Faithfully return all lines, omitting every embedded picture.

Start of Data excerpt

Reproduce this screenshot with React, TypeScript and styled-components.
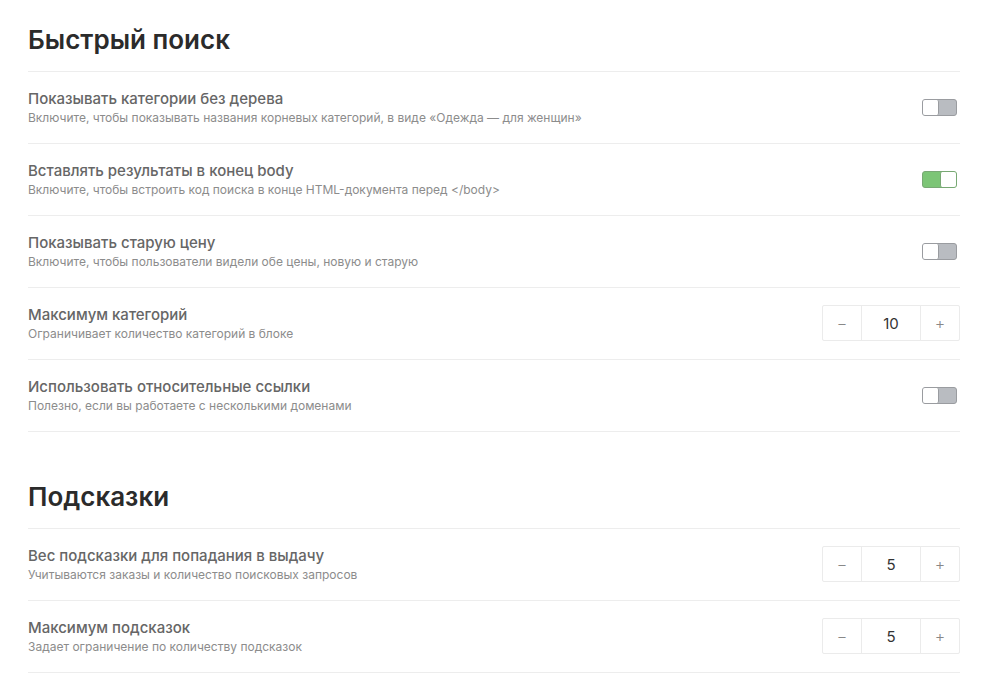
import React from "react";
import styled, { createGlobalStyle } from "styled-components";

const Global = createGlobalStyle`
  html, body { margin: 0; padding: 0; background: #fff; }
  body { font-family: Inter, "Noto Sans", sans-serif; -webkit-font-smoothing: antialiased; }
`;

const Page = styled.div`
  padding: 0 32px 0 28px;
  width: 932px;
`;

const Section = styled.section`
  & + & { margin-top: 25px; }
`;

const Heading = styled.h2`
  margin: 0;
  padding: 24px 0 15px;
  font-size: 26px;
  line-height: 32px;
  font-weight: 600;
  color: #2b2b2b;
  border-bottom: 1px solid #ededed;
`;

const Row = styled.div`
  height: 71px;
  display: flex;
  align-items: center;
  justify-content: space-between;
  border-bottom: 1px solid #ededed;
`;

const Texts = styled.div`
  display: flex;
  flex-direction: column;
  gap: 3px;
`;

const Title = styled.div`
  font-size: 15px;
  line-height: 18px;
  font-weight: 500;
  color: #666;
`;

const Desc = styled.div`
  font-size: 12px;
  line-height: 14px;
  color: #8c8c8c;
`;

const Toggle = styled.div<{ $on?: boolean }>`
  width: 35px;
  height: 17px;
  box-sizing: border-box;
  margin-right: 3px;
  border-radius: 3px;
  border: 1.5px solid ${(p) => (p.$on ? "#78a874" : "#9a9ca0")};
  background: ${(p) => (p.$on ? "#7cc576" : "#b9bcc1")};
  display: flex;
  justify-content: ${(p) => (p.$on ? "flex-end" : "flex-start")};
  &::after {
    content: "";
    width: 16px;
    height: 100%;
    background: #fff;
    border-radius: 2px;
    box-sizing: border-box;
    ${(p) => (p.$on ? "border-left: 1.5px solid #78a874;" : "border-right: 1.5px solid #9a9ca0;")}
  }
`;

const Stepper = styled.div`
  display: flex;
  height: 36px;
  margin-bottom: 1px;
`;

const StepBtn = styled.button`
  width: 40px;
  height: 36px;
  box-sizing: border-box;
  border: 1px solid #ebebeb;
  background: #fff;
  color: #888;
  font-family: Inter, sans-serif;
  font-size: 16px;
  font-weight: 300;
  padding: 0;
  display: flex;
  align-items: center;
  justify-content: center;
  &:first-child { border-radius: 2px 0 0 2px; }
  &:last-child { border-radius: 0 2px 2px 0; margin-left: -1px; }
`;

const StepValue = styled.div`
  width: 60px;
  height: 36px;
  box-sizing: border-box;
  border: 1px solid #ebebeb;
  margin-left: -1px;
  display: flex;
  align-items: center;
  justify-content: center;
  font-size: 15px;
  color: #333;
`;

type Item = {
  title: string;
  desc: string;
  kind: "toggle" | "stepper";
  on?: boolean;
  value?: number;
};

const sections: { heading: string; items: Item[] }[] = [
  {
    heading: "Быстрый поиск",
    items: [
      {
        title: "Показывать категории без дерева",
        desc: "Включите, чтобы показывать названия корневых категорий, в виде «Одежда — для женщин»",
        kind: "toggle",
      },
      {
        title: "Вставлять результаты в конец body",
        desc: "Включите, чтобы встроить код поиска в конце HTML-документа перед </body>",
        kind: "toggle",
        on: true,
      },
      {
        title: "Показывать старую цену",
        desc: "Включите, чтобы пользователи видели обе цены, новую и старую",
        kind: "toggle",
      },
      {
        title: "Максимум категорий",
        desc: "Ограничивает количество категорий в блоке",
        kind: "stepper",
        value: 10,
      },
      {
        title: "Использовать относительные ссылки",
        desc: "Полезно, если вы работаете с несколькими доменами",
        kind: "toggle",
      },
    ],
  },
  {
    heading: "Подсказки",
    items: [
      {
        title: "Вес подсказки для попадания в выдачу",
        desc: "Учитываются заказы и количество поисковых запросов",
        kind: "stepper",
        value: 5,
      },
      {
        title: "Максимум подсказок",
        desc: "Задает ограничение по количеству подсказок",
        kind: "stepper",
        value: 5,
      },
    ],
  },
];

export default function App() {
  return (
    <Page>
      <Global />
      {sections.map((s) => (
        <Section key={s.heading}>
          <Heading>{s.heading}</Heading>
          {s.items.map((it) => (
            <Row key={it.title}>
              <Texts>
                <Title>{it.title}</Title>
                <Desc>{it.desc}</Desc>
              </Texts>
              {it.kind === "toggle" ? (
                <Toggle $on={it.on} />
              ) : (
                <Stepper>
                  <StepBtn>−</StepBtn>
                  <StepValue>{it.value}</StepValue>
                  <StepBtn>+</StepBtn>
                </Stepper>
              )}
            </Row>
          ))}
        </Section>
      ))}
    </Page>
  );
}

End of Data excerpt

Correct response:
Reproduce this screenshot with React, TypeScript and styled-components.
import React from "react";
import styled, { createGlobalStyle } from "styled-components";

const Global = createGlobalStyle`
  html, body { margin: 0; padding: 0; background: #fff; }
  body { font-family: Inter, "Noto Sans", sans-serif; -webkit-font-smoothing: antialiased; }
`;

const Page = styled.div`
  padding: 0 32px 0 28px;
  width: 932px;
`;

const Section = styled.section`
  & + & { margin-top: 25px; }
`;

const Heading = styled.h2`
  margin: 0;
  padding: 24px 0 15px;
  font-size: 26px;
  line-height: 32px;
  font-weight: 600;
  color: #2b2b2b;
  border-bottom: 1px solid #ededed;
`;

const Row = styled.div`
  height: 71px;
  display: flex;
  align-items: center;
  justify-content: space-between;
  border-bottom: 1px solid #ededed;
`;

const Texts = styled.div`
  display: flex;
  flex-direction: column;
  gap: 3px;
`;

const Title = styled.div`
  font-size: 15px;
  line-height: 18px;
  font-weight: 500;
  color: #666;
`;

const Desc = styled.div`
  font-size: 12px;
  line-height: 14px;
  color: #8c8c8c;
`;

const Toggle = styled.div<{ $on?: boolean }>`
  width: 35px;
  height: 17px;
  box-sizing: border-box;
  margin-right: 3px;
  border-radius: 3px;
  border: 1.5px solid ${(p) => (p.$on ? "#78a874" : "#9a9ca0")};
  background: ${(p) => (p.$on ? "#7cc576" : "#b9bcc1")};
  display: flex;
  justify-content: ${(p) => (p.$on ? "flex-end" : "flex-start")};
  &::after {
    content: "";
    width: 16px;
    height: 100%;
    background: #fff;
    border-radius: 2px;
    box-sizing: border-box;
    ${(p) => (p.$on ? "border-left: 1.5px solid #78a874;" : "border-right: 1.5px solid #9a9ca0;")}
  }
`;

const Stepper = styled.div`
  display: flex;
  height: 36px;
  margin-bottom: 1px;
`;

const StepBtn = styled.button`
  width: 40px;
  height: 36px;
  box-sizing: border-box;
  border: 1px solid #ebebeb;
  background: #fff;
  color: #888;
  font-family: Inter, sans-serif;
  font-size: 16px;
  font-weight: 300;
  padding: 0;
  display: flex;
  align-items: center;
  justify-content: center;
  &:first-child { border-radius: 2px 0 0 2px; }
  &:last-child { border-radius: 0 2px 2px 0; margin-left: -1px; }
`;

const StepValue = styled.div`
  width: 60px;
  height: 36px;
  box-sizing: border-box;
  border: 1px solid #ebebeb;
  margin-left: -1px;
  display: flex;
  align-items: center;
  justify-content: center;
  font-size: 15px;
  color: #333;
`;

type Item = {
  title: string;
  desc: string;
  kind: "toggle" | "stepper";
  on?: boolean;
  value?: number;
};

const sections: { heading: string; items: Item[] }[] = [
  {
    heading: "Быстрый поиск",
    items: [
      {
        title: "Показывать категории без дерева",
        desc: "Включите, чтобы показывать названия корневых категорий, в виде «Одежда — для женщин»",
        kind: "toggle",
      },
      {
        title: "Вставлять результаты в конец body",
        desc: "Включите, чтобы встроить код поиска в конце HTML-документа перед </body>",
        kind: "toggle",
        on: true,
      },
      {
        title: "Показывать старую цену",
        desc: "Включите, чтобы пользователи видели обе цены, новую и старую",
        kind: "toggle",
      },
      {
        title: "Максимум категорий",
        desc: "Ограничивает количество категорий в блоке",
        kind: "stepper",
        value: 10,
      },
      {
        title: "Использовать относительные ссылки",
        desc: "Полезно, если вы работаете с несколькими доменами",
        kind: "toggle",
      },
    ],
  },
  {
    heading: "Подсказки",
    items: [
      {
        title: "Вес подсказки для попадания в выдачу",
        desc: "Учитываются заказы и количество поисковых запросов",
        kind: "stepper",
        value: 5,
      },
      {
        title: "Максимум подсказок",
        desc: "Задает ограничение по количеству подсказок",
        kind: "stepper",
        value: 5,
      },
    ],
  },
];

export default function App() {
  return (
    <Page>
      <Global />
      {sections.map((s) => (
        <Section key={s.heading}>
          <Heading>{s.heading}</Heading>
          {s.items.map((it) => (
            <Row key={it.title}>
              <Texts>
                <Title>{it.title}</Title>
                <Desc>{it.desc}</Desc>
              </Texts>
              {it.kind === "toggle" ? (
                <Toggle $on={it.on} />
              ) : (
                <Stepper>
                  <StepBtn>−</StepBtn>
                  <StepValue>{it.value}</StepValue>
                  <StepBtn>+</StepBtn>
                </Stepper>
              )}
            </Row>
          ))}
        </Section>
      ))}
    </Page>
  );
}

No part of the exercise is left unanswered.